When Melbourne Convention and Exhibition Centre (MCEC) announced its new partnership with C2 International at IMEX Frankfurt in May, MCEC chief executive Peter King described it as “the most significant announcement in my time”. This 'time' covers a six-year stint at the helm, including a 20,000 sqm expansion that will cement MCEC’s position as the largest convention and exhibition space in Australia.
The partnership will enable the venue to provide clients with highly customisable and unique experiences through C2’s experiential design platform and signature 'labs'. “Together with C2, we’ll work to transform our industry and reinvent the role venues play,” he added.
MCEC is not the only traditional stakeholder looking at creative new ways of doing business. Event agencies such as Pico are founding innovation hubs and startup incubators, while convention bureaus are offering seed funding or even buying event franchises to bring in regional editions.
For venues though, the key trends driving innovation have been a sharp rise in the number of smaller events, one-stop-shop solutions, the convergence of conferences and exhibitions and a changing of key partners such as having an in-house PCO.
We’re also seeing new players and business models, such as GL Events, which manages more than 40 venues around the world, is the largest events supplier in Europe and owns 300 trade and consumer fairs. The Lyon-headquartered company recently announced a partnership to open the Guangzhou International Convention Centre in 2020.
Oscar Cerezales, chief strategy officer, MCI Group, based in Singapore, predicts that 80% of the events held in tier-one convention centres will be events that didn’t exist two years ago.
Though the number of events worldwide is growing rapidly, the average size is much smaller.
"The big annual conference market is saturated, it’s not growing. The International Society of Cardiology is still organising one annual event, not five. But what is growing is all these smaller events.
“Traditionally the whole value chain has been very clear in its priorities, they want to attract big annual events whether association or corporate. But now because of saturation and increased competition, the margins are decreasing so everyone is trying to create their own assets. We will see things like joint ventures grow 25-fold.”
In order to meet changing market demands, convention and exhibition centres have become more flexible – both in terms of hardware and software.
“There’s a number of creative ideas that convention centres are looking at,” says Geoff Donaghy, CEO, ICC Sydney. “The approach that we take is that even though our venue is called a ‘Convention and Exhibition Centre’, we’re basically in the business of any large gathering, any high-tech gathering, and we’ll address that and see if we can come up with mutually beneficial solutions for clients who have got ideas. We don’t see any boundaries in terms of the events that can be held here.”
Indeed. For the Sydney International Boat Show last year, its 5,000-sqm event deck was home to three supersize pools.
But the venue has not begun creating its own assets, seeing that as more of a destination role. Cerezales agrees, and predicts destinations will own recurrent events representing 20% of the total economic impact of events within five years.

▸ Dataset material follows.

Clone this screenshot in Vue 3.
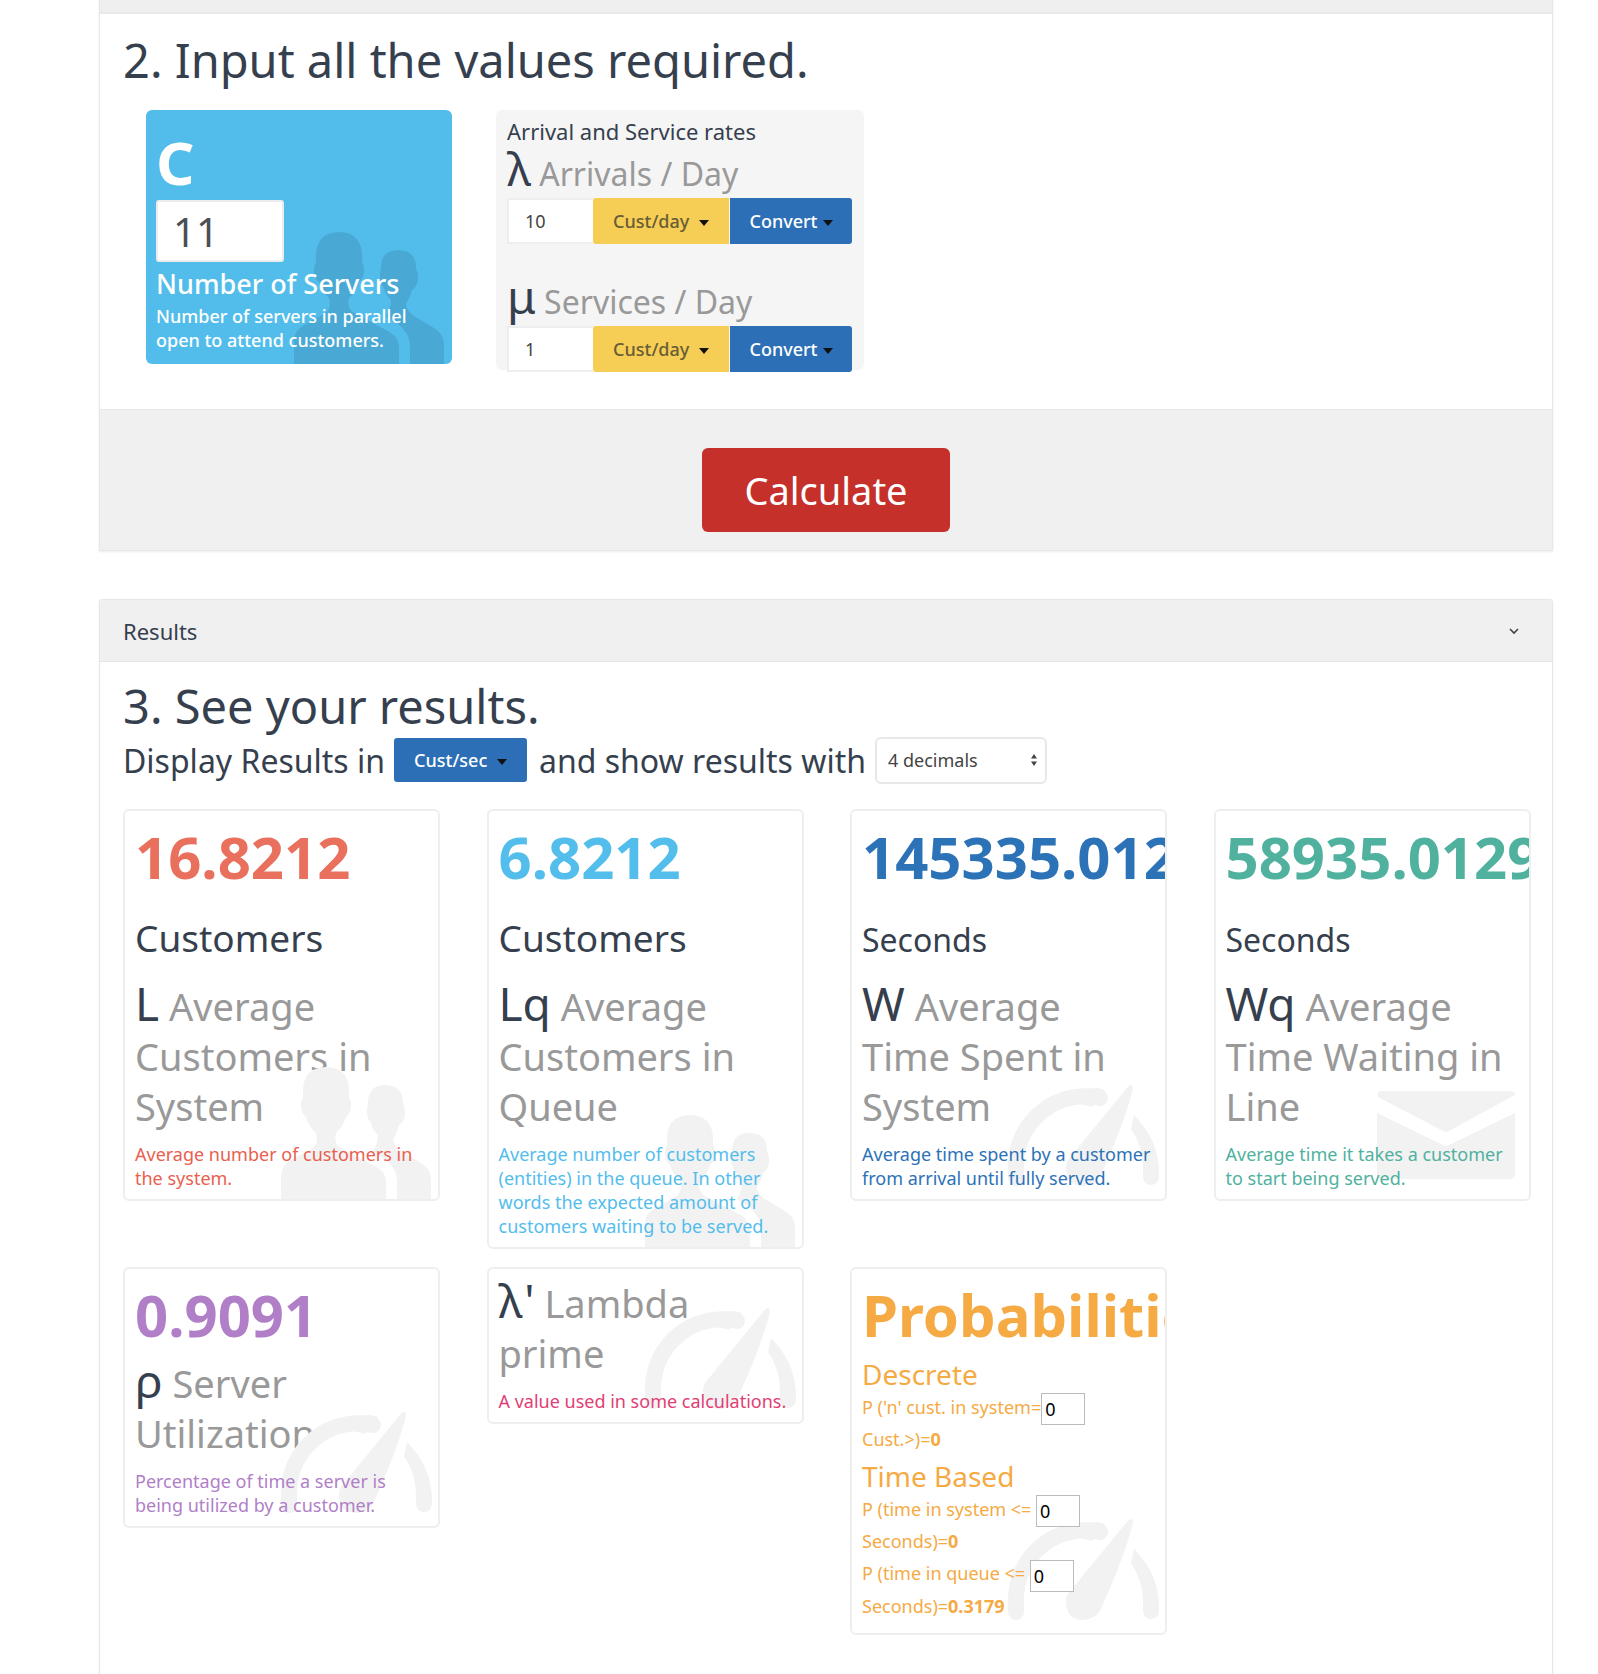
<template>
  <div class="page">
    <!-- step 2 panel -->
    <section class="panel first">
      <div class="panel-stub"></div>
      <div class="panel-body input-body">
        <h1 class="step-title">2. Input all the values required.</h1>
        <div class="inputs-row">
          <div class="server-box">
            <svg class="box-icon" viewBox="0 0 150 132"><use href="#people-shape" /></svg>
            <div class="server-letter">C</div>
            <input class="server-input" type="text" value="11" />
            <div class="server-name">Number of Servers</div>
            <div class="server-text">Number of servers in parallel<br />open to attend customers.</div>
          </div>
          <div class="rates-box">
            <div class="rates-title">Arrival and Service rates</div>
            <template v-for="rate in rates" :key="rate.symbol">
              <div class="rate-label" :class="rate.cls"><span class="symbol">{{ rate.symbol }}</span> {{ rate.label }}</div>
              <div class="rate-controls">
                <input class="rate-input" type="text" :value="rate.value" />
                <button class="btn-yellow">Cust/day <span class="caret"></span></button>
                <button class="btn-blue">Convert<span class="caret tight"></span></button>
              </div>
            </template>
          </div>
        </div>
      </div>
      <div class="panel-footer">
        <button class="calc-button">Calculate</button>
      </div>
    </section>

    <!-- results panel -->
    <section class="panel results">
      <div class="results-head">
        <span>Results</span>
        <svg class="chevron" viewBox="0 0 12 8"><path d="M2 2l4 4 4-4" fill="none" stroke="#444" stroke-width="1.6" /></svg>
      </div>
      <div class="results-body">
        <h1 class="step-title see">3. See your results.</h1>
        <div class="display-row">
          <span>Display Results in</span>
          <button class="btn-blue cust-sec">Cust/sec <span class="caret"></span></button>
          <span>and show results with</span>
          <div class="select-wrap">
            <select class="decimals"><option>4 decimals</option></select>
            <svg class="select-arrows" viewBox="0 0 8 14"><path d="M4 1l3 4.500H1zM4 13l3-4.500H1z" fill="#444" /></svg>
          </div>
        </div>

        <div class="cards">
          <div v-for="card in cards" :key="card.symbol" class="card" :class="card.cls">
            <svg v-if="card.icon === 'people'" class="card-icon people" viewBox="0 0 150 132"><use href="#people-shape" /></svg>
            <svg v-if="card.icon === 'gauge'" class="card-icon gauge" viewBox="0 0 151 101"><use href="#gauge-shape" /></svg>
            <svg v-if="card.icon === 'mail'" class="card-icon mail" viewBox="0 0 138 88"><use href="#mail-shape" /></svg>
            <div v-if="card.value" class="value" :style="{ color: card.color }">{{ card.value }}</div>
            <div v-if="card.unit" class="unit"><span :class="{ seconds: card.unit === 'Seconds' }">{{ card.unit }}</span></div>
            <h3 class="metric"><span class="symbol">{{ card.symbol }}</span> {{ card.name }}</h3>
            <p class="note" :style="{ color: card.noteColor || card.color }">{{ card.note }}</p>
          </div>

          <div class="card prob">
            <svg class="card-icon gauge" viewBox="0 0 151 101"><use href="#gauge-shape" /></svg>
            <div class="value prob-title">Probabilities</div>
            <h4 class="prob-head">Descrete</h4>
            <p class="prob-line">P ('n' cust. in system=<input class="prob-input" type="text" value="0" /><br />Cust.&gt;)=<b>0</b></p>
            <h4 class="prob-head second">Time Based</h4>
            <p class="prob-line">P (time in system &lt;= <input class="prob-input" type="text" value="0" /><br />Seconds)=<b>0</b></p>
            <p class="prob-line">P (time in queue &lt;= <input class="prob-input" type="text" value="0" /><br />Seconds)=<b>0.3179</b></p>
          </div>
        </div>
      </div>
    </section>

    <!-- shared icon shapes -->
    <svg class="defs" width="0" height="0">
      <defs>
        <g id="people-shape">
          <path d="M0 132V108Q0 98 12 92L30 82Q38 78 35 66Q28 60 25 50Q20 46 20 38Q20 33 22 30Q20 0 45 0Q70 0 68 30Q70 33 70 38Q70 46 65 50Q62 60 55 66Q52 78 62 82L92 98Q105 104 105 116V132Z" />
          <path d="M116 132V114Q116 102 104 92L92 84Q97 76 97 68Q92 64 90 56Q86 52 86 44Q86 40 87 36Q87 18 104 18Q122 18 122 36Q124 40 124 46Q124 54 118 58Q116 66 112 72Q112 78 120 84L140 96Q150 102 150 112L151 132Z" />
        </g>
        <g id="gauge-shape">
          <path d="M8 93V80A69 69 0 0 1 92 13" fill="none" stroke="currentColor" stroke-width="16" stroke-linecap="round" />
          <path d="M90 3L97 5L84 22Q80 20 74 20L76 4Z" />
          <path d="M126 30Q151 55 151 88V92A8 8 0 0 1 135 92V82Q135 62 123 44Z" />
          <path d="M123 0Q126 0 124 8C115 40 105 62 93 90Q87 101 75 101Q58 101 58 82Q58 76 64 70L118 4Q121 0 123 0Z" />
        </g>
        <g id="mail-shape">
          <path d="M4 0H134Q138 0 138 4L72 40Q69 42 66 40L1 6Q0 0 4 0Z" />
          <path d="M0 22L66 54Q69 56 72 54L138 22V82Q138 88 132 88H6Q0 88 0 82Z" />
        </g>
      </defs>
    </svg>
  </div>
</template>

<script setup>
// input rates
const rates = [
  { symbol: 'λ', label: 'Arrivals / Day', value: '10', cls: 'rate-one' },
  { symbol: 'μ', label: 'Services / Day', value: '1', cls: 'rate-two' }
]

// result cards
const cards = [
  { symbol: 'L', name: 'Average Customers in System', value: '16.8212', unit: 'Customers', color: '#e8705c', noteColor: '#e9604f', icon: 'people', note: 'Average number of customers in the system.' },
  { symbol: 'Lq', name: 'Average Customers in Queue', value: '6.8212', unit: 'Customers', color: '#53bdec', icon: 'people', note: 'Average number of customers (entities) in the queue. In other words the expected amount of customers waiting to be served.' },
  { symbol: 'W', name: 'Average Time Spent in System', value: '145335.0129', unit: 'Seconds', color: '#2c72b7', icon: 'gauge', note: 'Average time spent by a customer from arrival until fully served.' },
  { symbol: 'Wq', name: 'Average Time Waiting in Line', value: '58935.0129', unit: 'Seconds', color: '#4fb19e', icon: 'mail', note: 'Average time it takes a customer to start being served.' },
  { symbol: 'ρ', name: 'Server Utilization', value: '0.9091', color: '#b07fc7', icon: 'gauge', note: 'Percentage of time a server is being utilized by a customer.' },
  { symbol: "λ'", name: 'Lambda prime', color: '#e23e74', icon: 'gauge', cls: 'no-value', note: 'A value used in some calculations.' }
]
</script>

<style>
html, body {
  background: #fff;
}
</style>

<style scoped>
.page {
  height: 1674px;
  overflow: hidden;
  padding: 0 45px 0 99px;
  font-family: "Noto Sans", "Open Sans", sans-serif;
  color: #363f4e;
  box-sizing: border-box;
}
.defs {
  position: absolute;
}
.panel {
  border: 1px solid #e7e7e7;
  border-top: none;
  box-shadow: 0 1px 2px rgba(0, 0, 0, 0.08);
  background: #fff;
}
.panel-stub {
  height: 12px;
  background: #efefef;
  border-bottom: 2px solid #e9e9e9;
}
.input-body {
  height: 395px;
  padding: 0 23px;
  box-sizing: border-box;
}
.step-title {
  margin: 0;
  font-size: 47px;
  font-weight: 400;
  line-height: 64px;
  padding-top: 14px;
}
.inputs-row {
  display: flex;
  align-items: flex-start;
  gap: 44px;
  padding: 18px 0 0 23px;
}
.server-box {
  position: relative;
  width: 306px;
  height: 254px;
  background: #52bdeb;
  border-radius: 6px;
  color: #fff;
  padding: 14px 10px 0;
  box-sizing: border-box;
  overflow: hidden;
}
.box-icon {
  position: absolute;
  left: 148px;
  bottom: 0;
  width: 150px;
  height: 132px;
  fill: #4aa9d4;
}
.server-letter,
.server-input,
.server-name,
.server-text {
  position: relative;
}
.server-letter {
  font-size: 60px;
  font-weight: 700;
  line-height: 76px;
}
.server-input {
  display: block;
  width: 128px;
  height: 62px;
  border: 2px solid #ececec;
  border-radius: 3px;
  background: #fff;
  padding: 0 0 0 15px;
  box-sizing: border-box;
  font: 400 40px "Noto Sans", sans-serif;
  color: #4b4f56;
}
.server-name {
  font-size: 27px;
  line-height: 40px;
  margin-top: 2px;
  font-weight: 500;
}
.server-text {
  font-size: 18px;
  line-height: 24px;
  font-weight: 500;
}
.rates-box {
  width: 368px;
  height: 260px;
  background: #f5f5f5;
  border-radius: 6px;
  padding: 6px 12px 0 11px;
  box-sizing: border-box;
}
.rates-title {
  font-size: 22px;
  line-height: 30px;
}
.rate-label {
  font-size: 32px;
  line-height: 44px;
  color: #999;
  white-space: nowrap;
}
.rate-two {
  margin-top: 30px;
}
.symbol {
  color: #363f4e;
}
.rate-label .symbol {
  font-size: 46px;
}
.rate-controls {
  display: flex;
  height: 46px;
  margin-top: 2px;
}
.rate-input {
  width: 86px;
  border: 2px solid #eee;
  border-right: none;
  background: #fff;
  padding: 0 0 0 16px;
  box-sizing: border-box;
  font: 400 18px "Noto Sans", sans-serif;
  color: #444;
}
.btn-yellow,
.btn-blue {
  border: none;
  font: 500 18px "Noto Sans", sans-serif;
  padding: 0;
}
.btn-yellow {
  width: 136px;
  background: #f6ce55;
  color: #6a5c36;
  border-radius: 3px 0 0 3px;
}
.btn-blue {
  width: 122px;
  background: #2c6fb6;
  color: #fff;
  border-radius: 0 3px 3px 0;
  margin-left: 1px;
}
.caret {
  display: inline-block;
  width: 0;
  height: 0;
  margin-left: 5px;
  vertical-align: middle;
  border-top: 6px solid #111;
  border-left: 5px solid transparent;
  border-right: 5px solid transparent;
}
.caret.tight {
  margin-left: 5px;
}
.panel-footer {
  height: 141px;
  background: #f0f0f0;
  border-top: 1px solid #e8e8e8;
  display: flex;
  justify-content: center;
  padding-top: 38px;
  box-sizing: border-box;
}
.calc-button {
  width: 248px;
  height: 84px;
  background: #c5302b;
  border: none;
  border-radius: 6px;
  color: #fff;
  font: 400 38px "Noto Sans", sans-serif;
}
.results {
  margin-top: 48px;
  min-height: 1100px;
  border-top: 1px solid #e7e7e7;
  border-radius: 3px 3px 0 0;
}
.results-head {
  height: 62px;
  background: #f0f0f0;
  border-bottom: 1px solid #e5e5e5;
  display: flex;
  align-items: center;
  justify-content: space-between;
  padding: 0 32px 0 23px;
  font-size: 22px;
  box-sizing: border-box;
}
.chevron {
  width: 12px;
  height: 8px;
}
.results-body {
  padding: 0 23px;
}
.see {
  padding-top: 12px;
}
.display-row {
  display: flex;
  align-items: center;
  gap: 9px;
  font-size: 32px;
  height: 46px;
  margin-top: -1px;
  white-space: nowrap;
}
.cust-sec {
  width: 133px;
  height: 44px;
  border-radius: 3px;
  margin-left: 0;
}
.cust-sec + span {
  margin-left: 3px;
}
.select-wrap {
  position: relative;
  margin-left: 0;
}
.decimals {
  display: block;
  width: 172px;
  height: 47px;
  appearance: none;
  border: 2px solid #e8e8e8;
  border-radius: 6px;
  background: #fff;
  padding: 0 0 0 11px;
  font: 400 18px "Noto Sans", sans-serif;
  color: #444;
}
.select-arrows {
  position: absolute;
  right: 9px;
  top: 14px;
  width: 8px;
  height: 18px;
}
.cards {
  display: grid;
  grid-template-columns: repeat(4, 317px);
  column-gap: 46.500px;
  row-gap: 18px;
  align-items: start;
  margin-top: 26px;
}
.card {
  position: relative;
  border: 2px solid #eee;
  border-radius: 6px;
  padding: 0 10px 9px;
  box-sizing: border-box;
  overflow: hidden;
}
.card-icon {
  position: absolute;
  fill: #f2f2f2;
  color: #f2f2f2;
  z-index: 1;
}
.people {
  right: 7px;
  bottom: 0;
  width: 150px;
  height: 132px;
}
.gauge {
  right: 6px;
  bottom: 13px;
  width: 151px;
  height: 101px;
}
.mail {
  right: 14px;
  bottom: 20px;
  width: 138px;
  height: 88px;
}
.no-value .gauge {
  bottom: 13px;
}
.value {
  font-size: 58px;
  font-weight: 700;
  line-height: 80px;
  padding-top: 6px;
  white-space: nowrap;
}
.unit {
  font-size: 37px;
  line-height: 81px;
  height: 81px;
}
.unit .seconds {
  font-size: 32px;
}
.metric {
  margin: 0;
  font-size: 38px;
  font-weight: 400;
  line-height: 50px;
  color: #999;
}
.metric .symbol {
  font-size: 46px;
}
.no-value .metric {
  padding-top: 6px;
}
.note {
  position: relative;
  z-index: 2;
  margin: 0;
  font-size: 18px;
  line-height: 24px;
  padding-top: 11px;
}
.prob {
  color: #f5aa44;
}
.prob-title {
  color: #f5aa44;
}
.prob-head {
  position: relative;
  z-index: 2;
  margin: 0;
  font-size: 28px;
  font-weight: 400;
  line-height: 38px;
}
.prob-head.second {
  margin-top: 0;
}
.prob-line {
  position: relative;
  z-index: 2;
  margin: 0 0 4px;
  font-size: 18px;
  line-height: 28px;
}
.prob-input {
  width: 44px;
  height: 32px;
  border: 1px solid #bbb;
  background: #fff;
  padding: 0 0 0 3px;
  box-sizing: border-box;
  font: 400 18px "Noto Sans", sans-serif;
  color: #000;
  vertical-align: middle;
}
</style>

“We haven’t gone down the path of seed funding or owning events ourselves,” says Donaghy. “Certainly in Australia that’s not as common a concept as it is in Asia and particularly in Europe.
“Sydney Convention Bureau, who we work very closely with, provide appropriate amounts of subvention for international events they wish to attract to Sydney that are compatible with the economic development goals of the state.”
There are also other factors at play. Rod Cameron, executive director of the International Association of Convention Centres (AIPC), says: “Most centres see their role as sticking primarily to their core business, but any number of factors can shift the equation.
"Some centres are specifically mandated – or at least encouraged – to not compete with local businesses as a condition of funding. But while this is necessary to maintain a competitive position, it usually ends up as being to the benefit of all if the result is more event business being brought into the destination."